Step 7: Structural alignment
The purpose of the structural alignment programme is to reconfigure the the structures, systems, processes, policies, incentives and procedures so that they fully reflect the desired vision, mission, values and behaviours of the organisation, thereby institutionalizing them into the culture. The systems and processes that may need to be reconfigured include:

  • New employee/executive selection
  • New employee/executive orientation
  • Employee/executive performance evaluation
  • Employee/executive promotion criteria
  • Selecting talented performers for fast track development
  • Leadership development programmes
  • Management training programmes
  • Values awareness programmes.

In large organisations, structural alignment can take up to 2 to 3 years to implement. The responsibility for this usually falls to the Human Resource function. This step is the one that is most frequently forgotten in cultural transformation initiatives.

Step 8: Values alignment
The purpose of the values alignment programme is to inculcate the espoused values and behaviours of the organisation into the executive and employee population.
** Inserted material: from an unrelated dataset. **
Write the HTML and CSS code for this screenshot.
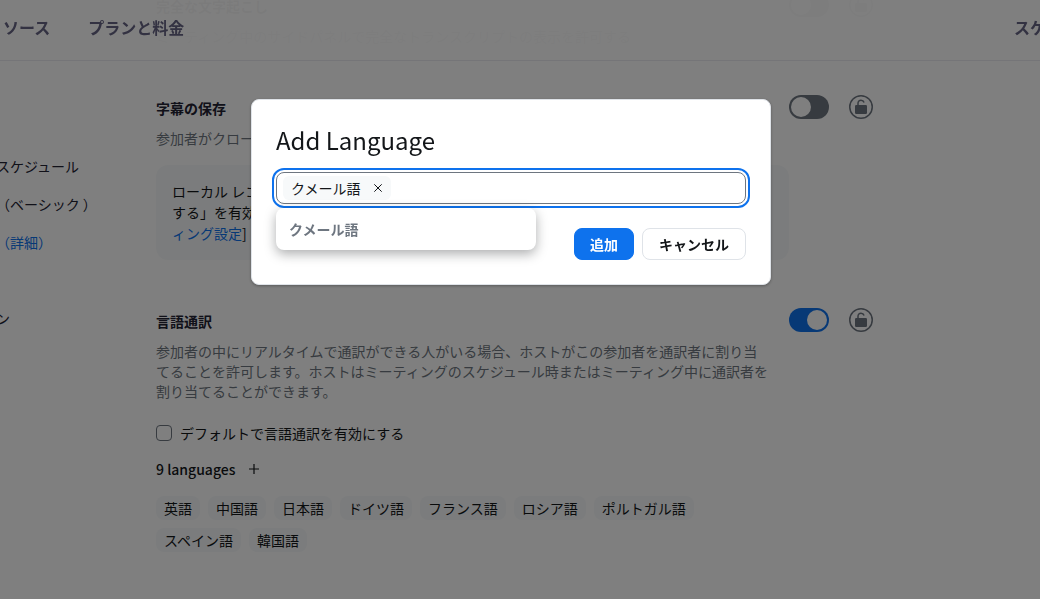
FILE: index.html
```html
<!DOCTYPE html>
<html lang="ja">
<head>
<meta charset="utf-8">
<meta name="viewport" content="width=device-width, initial-scale=1">
<title>ミーティング（詳細）</title>
<link rel="stylesheet" href="styles.css">
</head>
<body>
<svg class="sprite" aria-hidden="true">
  <symbol id="lock" viewBox="0 0 24 24">
    <circle cx="12" cy="12" r="11.25" fill="none" stroke="currentColor" stroke-width="1.5"/>
    <rect x="6" y="10" width="12" height="9" rx="1.2" fill="currentColor"/>
    <path d="M9 10.5V8.2C9 6.4 10.3 5.3 12 5.3s2.7 .9 3.1 2.1" fill="none" stroke="currentColor" stroke-width="1.5"/>
  </symbol>
</svg>

<header class="topbar">
  <nav class="topnav">
    <a href="#">リソース</a>
    <a href="#">プランと料金</a>
  </nav>
  <a class="topbar-action" href="#">スケ</a>
</header>

<div class="layout">
  <nav class="sidebar">
    <a href="#">スケジュール</a>
    <a href="#">（ベーシック ）</a>
    <a class="current" href="#">（詳細）</a>
    <a class="group-start" href="#">ン</a>
  </nav>

  <main class="settings">
    <section class="setting">
      <div class="setting-body">
        <h2>完全な文字起こし</h2>
        <p class="desc">ミーティング中のサイドパネルで完全なトランスクリプトの表示を許可する</p>
      </div>
      <div class="controls">
        <input class="switch" type="checkbox" role="switch" aria-label="完全な文字起こし">
        <button class="lock" type="button" aria-label="ロック"><svg><use href="#lock"/></svg></button>
      </div>
    </section>

    <section class="setting">
      <div class="setting-body">
        <h2>字幕の保存</h2>
        <p class="desc">参加者がクローズド キャプションまたは字幕を保存することを許可する</p>
        <p class="note">ローカル レコーディングに字幕を保存するには、「字幕を埋め込み<br>する」を有効にしてください。[レコーデ<br><a href="#">ィング設定</a>]</p>
      </div>
      <div class="controls">
        <input class="switch" type="checkbox" role="switch" aria-label="字幕の保存">
        <button class="lock" type="button" aria-label="ロック"><svg><use href="#lock"/></svg></button>
      </div>
    </section>

    <section class="setting">
      <div class="setting-body">
        <h2>言語通訳</h2>
        <p class="desc">参加者の中にリアルタイムで通訳ができる人がいる場合、ホストがこの参加者を通訳者に割り当<br>てることを許可します。ホストはミーティングのスケジュール時またはミーティング中に通訳者を割り当てることができます。</p>
        <label class="check"><input type="checkbox">デフォルトで言語通訳を有効にする</label>
        <div class="lang-head">
          <span>9 languages</span>
          <button class="add" type="button" aria-label="言語を追加"><svg viewBox="0 0 10 10"><path d="M5 0v10M0 5h10" stroke="currentColor" stroke-width="1.2"/></svg></button>
        </div>
        <ul class="chips">
          <li>英語</li>
          <li>中国語</li>
          <li>日本語</li>
          <li>ドイツ語</li>
          <li>フランス語</li>
          <li>ロシア語</li>
          <li>ポルトガル語</li>
          <li>スペイン語</li>
          <li>韓国語</li>
        </ul>
      </div>
      <div class="controls">
        <input class="switch" type="checkbox" role="switch" aria-label="言語通訳" checked>
        <button class="lock" type="button" aria-label="ロック"><svg><use href="#lock"/></svg></button>
      </div>
    </section>
  </main>
</div>

<div class="scrim">
  <form class="dialog" role="dialog" aria-labelledby="dialog-title">
    <h1 id="dialog-title">Add Language</h1>
    <div class="combo">
      <div class="combo-field">
        <span class="tag">クメール語
          <button type="button" aria-label="削除"><svg viewBox="0 0 8 8"><path d="M0.3 0.3l7.4 7.4M7.7 0.3L0.3 7.7" stroke="currentColor"/></svg></button>
        </span>
        <input type="text" aria-label="言語">
      </div>
      <ul class="options" role="listbox">
        <li role="option" aria-selected="true">クメール語</li>
      </ul>
    </div>
    <div class="actions">
      <button class="btn primary" type="button">追加</button>
      <button class="btn" type="button">キャンセル</button>
    </div>
  </form>
</div>
</body>
</html>
```

FILE: styles.css
```css
* {
  box-sizing: border-box;
}

body {
  margin: 0;
  height: 100vh;
  overflow: hidden;
  background: #fff;
  color: #131619;
  font: 14px/20px "Noto Sans CJK JP", sans-serif;
}

h1, h2, p, ul {
  margin: 0;
  padding: 0;
}

ul {
  list-style: none;
}

a {
  color: #0e72ed;
  text-decoration: none;
}

button, input {
  margin: 0;
  padding: 0;
  border: 0;
  background: none;
  color: inherit;
  font: inherit;
}

svg {
  display: block;
}

.sprite {
  position: absolute;
  width: 0;
  height: 0;
}

.topbar {
  position: fixed;
  top: 0;
  left: 0;
  right: 0;
  display: flex;
  justify-content: space-between;
  height: 61px;
  padding-top: 15px;
  overflow: hidden;
  background: rgba(255, 255, 255, 0.97);
  border-bottom: 1px solid #ebebf0;
  font-size: 16px;
  line-height: 24px;
  font-weight: 700;
  white-space: nowrap;
}

.topbar a {
  color: #666484;
}

.topnav {
  display: flex;
  gap: 38px;
  margin-left: -13px;
}

.topbar-action {
  width: 26px;
}

.layout {
  display: flex;
  margin-top: -7px;
}

.sidebar {
  flex: none;
  width: 160px;
  margin-left: -4px;
  padding-top: 154px;
}

.sidebar a {
  display: block;
  color: #232333;
  line-height: 38px;
}

.sidebar a.current {
  color: #0e72ed;
}

.sidebar a.group-start {
  margin-top: 38px;
}

.settings {
  flex: 0 1 717px;
}

.setting {
  display: flex;
  padding-bottom: 48px;
}

.setting:first-child {
  padding-bottom: 49px;
}

.setting-body {
  flex: 1;
  min-width: 0;
}

h2 {
  padding-top: 3px;
  color: #232333;
  font-size: 14px;
  line-height: 20px;
  font-weight: 700;
}

.desc {
  margin-top: 10px;
  padding-right: 16px;
  color: #6e7680;
}

.note {
  margin-top: 17px;
  padding: 16px;
  border-radius: 12px;
  background: #f7f9fa;
  line-height: 21px;
}

.controls {
  display: flex;
  flex: none;
  gap: 20px;
}

.switch {
  appearance: none;
  width: 40px;
  height: 24px;
  padding: 2px;
  border-radius: 12px;
  background: #6e7680;
}

.switch::before {
  content: "";
  display: block;
  width: 20px;
  height: 20px;
  border-radius: 50%;
  background: #fff;
}

.switch:checked {
  background: #0e72ed;
}

.switch:checked::before {
  margin-left: 16px;
}

.lock, .lock svg {
  width: 24px;
  height: 24px;
  color: #6e7680;
}

.check {
  display: flex;
  align-items: center;
  gap: 8px;
  margin-top: 22px;
}

.check input {
  appearance: none;
  width: 16px;
  height: 16px;
  border: 1px solid #6e7680;
  border-radius: 4px;
}

.lang-head {
  display: flex;
  align-items: center;
  gap: 14px;
  margin-top: 16px;
  font-weight: 500;
}

.add svg {
  width: 10px;
  height: 10px;
}

.chips {
  display: flex;
  flex-wrap: wrap;
  gap: 8px;
  margin-top: 17px;
  padding-right: 16px;
}

.chips li {
  padding: 0 8px;
  border-radius: 8px;
  background: #f7f9fa;
  line-height: 24px;
}

.scrim {
  position: fixed;
  inset: 0;
  padding: 99px 18px 0 0;
  background: rgba(0, 0, 0, 0.5);
}

.dialog {
  max-width: 520px;
  margin: 0 auto;
  padding: 24px;
  border: 1px solid #dfe3e8;
  border-radius: 8px;
  background: #fff;
  box-shadow: 0 1px 3px rgba(0, 0, 0, 0.3);
}

h1 {
  font-size: 24px;
  line-height: 32px;
  font-weight: 400;
}

.combo {
  position: relative;
  margin-top: 16px;
}

.combo-field {
  display: flex;
  height: 32px;
  padding: 3px 6px;
  border: 1px solid #6e7680;
  border-radius: 8px;
  outline: 2px solid #0e72ed;
  outline-offset: 2px;
}

.tag {
  display: flex;
  flex: none;
  align-items: center;
  gap: 14px;
  padding: 0 9px 0 8px;
  border-radius: 6px;
  background: #f7f9fa;
}

.tag svg {
  width: 8px;
  height: 8px;
}

.combo-field input {
  flex: 1;
  min-width: 0;
  outline: 0;
}

.options {
  position: absolute;
  top: 36px;
  left: 0;
  width: 260px;
  border-radius: 8px;
  background: #fff;
  box-shadow: 0 4px 12px rgba(19, 22, 25, 0.35);
}

.options li {
  padding: 0 13px;
  color: #6e7680;
  font-weight: 700;
  line-height: 42px;
}

.actions {
  display: flex;
  justify-content: flex-end;
  gap: 8px;
  margin-top: 24px;
}

.btn {
  height: 32px;
  padding: 0 16px;
  border: 1px solid #dfe3e8;
  border-radius: 8px;
  font-weight: 700;
}

.btn.primary {
  padding: 0 15px;
  border-color: #0e72ed;
  background: #0e72ed;
  color: #fff;
}
```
Apart from the informational content, the programme should give participants the opportunity to explore their own values, and understand and practice the concept of values-based decision-making.

Step 9: Mission alignment
The purpose of the mission alignment programme is to inculcate the vision and mission of the organisation into the executive and employee population. Apart from the informational content, the programme should give participants the opportunity to explore their own sense of mission and vision, and see how their role supports the vision or mission of the organisation. It is very important that everyone in the organisation has a clear line of sight between the work they do each day and the vision and/or mission of the organisation. Without a clear line of sight, people are not able to value their contribution and understand how they make a difference.